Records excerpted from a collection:
— start —

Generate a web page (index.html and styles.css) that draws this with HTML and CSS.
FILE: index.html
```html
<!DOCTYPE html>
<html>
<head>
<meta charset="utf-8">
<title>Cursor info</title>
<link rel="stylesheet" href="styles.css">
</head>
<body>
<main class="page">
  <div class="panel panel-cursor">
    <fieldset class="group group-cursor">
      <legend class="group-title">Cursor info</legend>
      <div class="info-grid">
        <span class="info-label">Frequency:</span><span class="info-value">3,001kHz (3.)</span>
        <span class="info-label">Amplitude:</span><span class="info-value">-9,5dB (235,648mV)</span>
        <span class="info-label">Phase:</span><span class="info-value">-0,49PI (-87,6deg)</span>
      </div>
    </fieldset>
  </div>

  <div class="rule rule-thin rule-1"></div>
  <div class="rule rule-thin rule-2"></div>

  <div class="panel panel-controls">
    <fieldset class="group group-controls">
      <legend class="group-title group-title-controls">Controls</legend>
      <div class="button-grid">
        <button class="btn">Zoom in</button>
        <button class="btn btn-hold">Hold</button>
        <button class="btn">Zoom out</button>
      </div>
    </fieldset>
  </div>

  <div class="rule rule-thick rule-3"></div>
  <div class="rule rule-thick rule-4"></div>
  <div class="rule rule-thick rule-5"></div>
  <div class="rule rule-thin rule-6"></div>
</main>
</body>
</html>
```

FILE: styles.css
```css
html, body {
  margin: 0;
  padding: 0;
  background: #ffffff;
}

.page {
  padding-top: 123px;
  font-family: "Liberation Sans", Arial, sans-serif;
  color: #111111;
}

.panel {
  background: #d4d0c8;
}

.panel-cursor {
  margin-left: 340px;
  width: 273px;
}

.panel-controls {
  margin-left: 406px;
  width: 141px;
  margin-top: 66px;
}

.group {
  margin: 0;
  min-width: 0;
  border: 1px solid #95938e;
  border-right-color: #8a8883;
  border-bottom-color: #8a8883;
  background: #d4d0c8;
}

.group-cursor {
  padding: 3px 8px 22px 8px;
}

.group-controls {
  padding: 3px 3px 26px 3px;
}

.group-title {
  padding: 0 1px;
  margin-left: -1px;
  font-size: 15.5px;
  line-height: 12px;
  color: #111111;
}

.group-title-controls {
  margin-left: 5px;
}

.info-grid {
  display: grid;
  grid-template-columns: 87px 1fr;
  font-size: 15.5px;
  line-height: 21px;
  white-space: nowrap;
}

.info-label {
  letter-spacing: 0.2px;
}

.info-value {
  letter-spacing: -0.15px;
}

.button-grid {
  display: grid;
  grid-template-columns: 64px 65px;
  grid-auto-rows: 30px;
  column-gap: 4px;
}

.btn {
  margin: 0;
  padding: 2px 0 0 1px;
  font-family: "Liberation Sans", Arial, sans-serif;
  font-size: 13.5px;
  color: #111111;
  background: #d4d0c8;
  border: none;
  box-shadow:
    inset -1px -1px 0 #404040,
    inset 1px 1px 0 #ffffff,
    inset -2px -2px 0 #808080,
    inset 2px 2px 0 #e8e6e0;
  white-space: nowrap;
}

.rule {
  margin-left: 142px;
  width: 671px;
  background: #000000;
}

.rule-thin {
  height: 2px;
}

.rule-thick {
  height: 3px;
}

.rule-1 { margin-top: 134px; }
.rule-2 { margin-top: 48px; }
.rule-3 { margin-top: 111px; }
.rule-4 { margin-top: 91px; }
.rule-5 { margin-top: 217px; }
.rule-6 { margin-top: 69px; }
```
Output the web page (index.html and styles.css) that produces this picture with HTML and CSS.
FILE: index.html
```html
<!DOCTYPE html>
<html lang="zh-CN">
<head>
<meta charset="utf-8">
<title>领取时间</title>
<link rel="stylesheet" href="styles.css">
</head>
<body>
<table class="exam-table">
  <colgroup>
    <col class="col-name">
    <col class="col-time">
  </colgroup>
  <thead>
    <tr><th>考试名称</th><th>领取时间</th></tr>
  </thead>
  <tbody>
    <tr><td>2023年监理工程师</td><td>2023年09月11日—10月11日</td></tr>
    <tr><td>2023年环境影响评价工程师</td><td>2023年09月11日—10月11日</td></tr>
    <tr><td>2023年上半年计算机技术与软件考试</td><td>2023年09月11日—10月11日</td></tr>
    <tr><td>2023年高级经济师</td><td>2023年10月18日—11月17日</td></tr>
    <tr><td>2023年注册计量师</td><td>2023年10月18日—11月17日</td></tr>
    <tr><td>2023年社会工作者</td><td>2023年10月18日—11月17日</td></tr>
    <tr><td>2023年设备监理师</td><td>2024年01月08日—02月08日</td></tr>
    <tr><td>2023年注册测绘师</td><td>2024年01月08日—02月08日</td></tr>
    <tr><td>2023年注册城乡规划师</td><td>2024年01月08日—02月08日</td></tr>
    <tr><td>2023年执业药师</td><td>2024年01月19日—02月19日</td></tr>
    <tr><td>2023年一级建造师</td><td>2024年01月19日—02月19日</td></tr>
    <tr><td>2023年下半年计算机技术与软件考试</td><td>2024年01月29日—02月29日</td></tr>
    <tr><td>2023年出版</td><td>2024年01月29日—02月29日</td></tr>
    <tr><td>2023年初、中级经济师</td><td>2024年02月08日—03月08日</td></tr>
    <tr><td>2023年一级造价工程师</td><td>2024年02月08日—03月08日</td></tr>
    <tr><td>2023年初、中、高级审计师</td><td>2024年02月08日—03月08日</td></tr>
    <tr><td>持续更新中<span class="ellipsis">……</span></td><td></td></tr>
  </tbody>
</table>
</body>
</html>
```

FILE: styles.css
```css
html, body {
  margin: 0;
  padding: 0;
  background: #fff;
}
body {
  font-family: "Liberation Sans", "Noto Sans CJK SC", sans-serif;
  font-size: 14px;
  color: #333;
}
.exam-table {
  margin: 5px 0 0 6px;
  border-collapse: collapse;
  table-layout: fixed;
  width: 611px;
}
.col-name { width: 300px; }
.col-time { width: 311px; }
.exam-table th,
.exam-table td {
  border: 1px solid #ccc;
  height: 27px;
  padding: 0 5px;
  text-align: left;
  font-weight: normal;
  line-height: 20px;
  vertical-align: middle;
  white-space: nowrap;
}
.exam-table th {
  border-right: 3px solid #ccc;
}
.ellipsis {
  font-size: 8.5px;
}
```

— end —

Reproduce each line of the material above precisely.

### Task result
Generate a web page (index.html and styles.css) that draws this with HTML and CSS.
FILE: index.html
```html
<!DOCTYPE html>
<html>
<head>
<meta charset="utf-8">
<title>Cursor info</title>
<link rel="stylesheet" href="styles.css">
</head>
<body>
<main class="page">
  <div class="panel panel-cursor">
    <fieldset class="group group-cursor">
      <legend class="group-title">Cursor info</legend>
      <div class="info-grid">
        <span class="info-label">Frequency:</span><span class="info-value">3,001kHz (3.)</span>
        <span class="info-label">Amplitude:</span><span class="info-value">-9,5dB (235,648mV)</span>
        <span class="info-label">Phase:</span><span class="info-value">-0,49PI (-87,6deg)</span>
      </div>
    </fieldset>
  </div>

  <div class="rule rule-thin rule-1"></div>
  <div class="rule rule-thin rule-2"></div>

  <div class="panel panel-controls">
    <fieldset class="group group-controls">
      <legend class="group-title group-title-controls">Controls</legend>
      <div class="button-grid">
        <button class="btn">Zoom in</button>
        <button class="btn btn-hold">Hold</button>
        <button class="btn">Zoom out</button>
      </div>
    </fieldset>
  </div>

  <div class="rule rule-thick rule-3"></div>
  <div class="rule rule-thick rule-4"></div>
  <div class="rule rule-thick rule-5"></div>
  <div class="rule rule-thin rule-6"></div>
</main>
</body>
</html>
```

FILE: styles.css
```css
html, body {
  margin: 0;
  padding: 0;
  background: #ffffff;
}

.page {
  padding-top: 123px;
  font-family: "Liberation Sans", Arial, sans-serif;
  color: #111111;
}

.panel {
  background: #d4d0c8;
}

.panel-cursor {
  margin-left: 340px;
  width: 273px;
}

.panel-controls {
  margin-left: 406px;
  width: 141px;
  margin-top: 66px;
}

.group {
  margin: 0;
  min-width: 0;
  border: 1px solid #95938e;
  border-right-color: #8a8883;
  border-bottom-color: #8a8883;
  background: #d4d0c8;
}

.group-cursor {
  padding: 3px 8px 22px 8px;
}

.group-controls {
  padding: 3px 3px 26px 3px;
}

.group-title {
  padding: 0 1px;
  margin-left: -1px;
  font-size: 15.5px;
  line-height: 12px;
  color: #111111;
}

.group-title-controls {
  margin-left: 5px;
}

.info-grid {
  display: grid;
  grid-template-columns: 87px 1fr;
  font-size: 15.5px;
  line-height: 21px;
  white-space: nowrap;
}

.info-label {
  letter-spacing: 0.2px;
}

.info-value {
  letter-spacing: -0.15px;
}

.button-grid {
  display: grid;
  grid-template-columns: 64px 65px;
  grid-auto-rows: 30px;
  column-gap: 4px;
}

.btn {
  margin: 0;
  padding: 2px 0 0 1px;
  font-family: "Liberation Sans", Arial, sans-serif;
  font-size: 13.5px;
  color: #111111;
  background: #d4d0c8;
  border: none;
  box-shadow:
    inset -1px -1px 0 #404040,
    inset 1px 1px 0 #ffffff,
    inset -2px -2px 0 #808080,
    inset 2px 2px 0 #e8e6e0;
  white-space: nowrap;
}

.rule {
  margin-left: 142px;
  width: 671px;
  background: #000000;
}

.rule-thin {
  height: 2px;
}

.rule-thick {
  height: 3px;
}

.rule-1 { margin-top: 134px; }
.rule-2 { margin-top: 48px; }
.rule-3 { margin-top: 111px; }
.rule-4 { margin-top: 91px; }
.rule-5 { margin-top: 217px; }
.rule-6 { margin-top: 69px; }
```
Output the web page (index.html and styles.css) that produces this picture with HTML and CSS.
FILE: index.html
```html
<!DOCTYPE html>
<html lang="zh-CN">
<head>
<meta charset="utf-8">
<title>领取时间</title>
<link rel="stylesheet" href="styles.css">
</head>
<body>
<table class="exam-table">
  <colgroup>
    <col class="col-name">
    <col class="col-time">
  </colgroup>
  <thead>
    <tr><th>考试名称</th><th>领取时间</th></tr>
  </thead>
  <tbody>
    <tr><td>2023年监理工程师</td><td>2023年09月11日—10月11日</td></tr>
    <tr><td>2023年环境影响评价工程师</td><td>2023年09月11日—10月11日</td></tr>
    <tr><td>2023年上半年计算机技术与软件考试</td><td>2023年09月11日—10月11日</td></tr>
    <tr><td>2023年高级经济师</td><td>2023年10月18日—11月17日</td></tr>
    <tr><td>2023年注册计量师</td><td>2023年10月18日—11月17日</td></tr>
    <tr><td>2023年社会工作者</td><td>2023年10月18日—11月17日</td></tr>
    <tr><td>2023年设备监理师</td><td>2024年01月08日—02月08日</td></tr>
    <tr><td>2023年注册测绘师</td><td>2024年01月08日—02月08日</td></tr>
    <tr><td>2023年注册城乡规划师</td><td>2024年01月08日—02月08日</td></tr>
    <tr><td>2023年执业药师</td><td>2024年01月19日—02月19日</td></tr>
    <tr><td>2023年一级建造师</td><td>2024年01月19日—02月19日</td></tr>
    <tr><td>2023年下半年计算机技术与软件考试</td><td>2024年01月29日—02月29日</td></tr>
    <tr><td>2023年出版</td><td>2024年01月29日—02月29日</td></tr>
    <tr><td>2023年初、中级经济师</td><td>2024年02月08日—03月08日</td></tr>
    <tr><td>2023年一级造价工程师</td><td>2024年02月08日—03月08日</td></tr>
    <tr><td>2023年初、中、高级审计师</td><td>2024年02月08日—03月08日</td></tr>
    <tr><td>持续更新中<span class="ellipsis">……</span></td><td></td></tr>
  </tbody>
</table>
</body>
</html>
```

FILE: styles.css
```css
html, body {
  margin: 0;
  padding: 0;
  background: #fff;
}
body {
  font-family: "Liberation Sans", "Noto Sans CJK SC", sans-serif;
  font-size: 14px;
  color: #333;
}
.exam-table {
  margin: 5px 0 0 6px;
  border-collapse: collapse;
  table-layout: fixed;
  width: 611px;
}
.col-name { width: 300px; }
.col-time { width: 311px; }
.exam-table th,
.exam-table td {
  border: 1px solid #ccc;
  height: 27px;
  padding: 0 5px;
  text-align: left;
  font-weight: normal;
  line-height: 20px;
  vertical-align: middle;
  white-space: nowrap;
}
.exam-table th {
  border-right: 3px solid #ccc;
}
.ellipsis {
  font-size: 8.5px;
}
```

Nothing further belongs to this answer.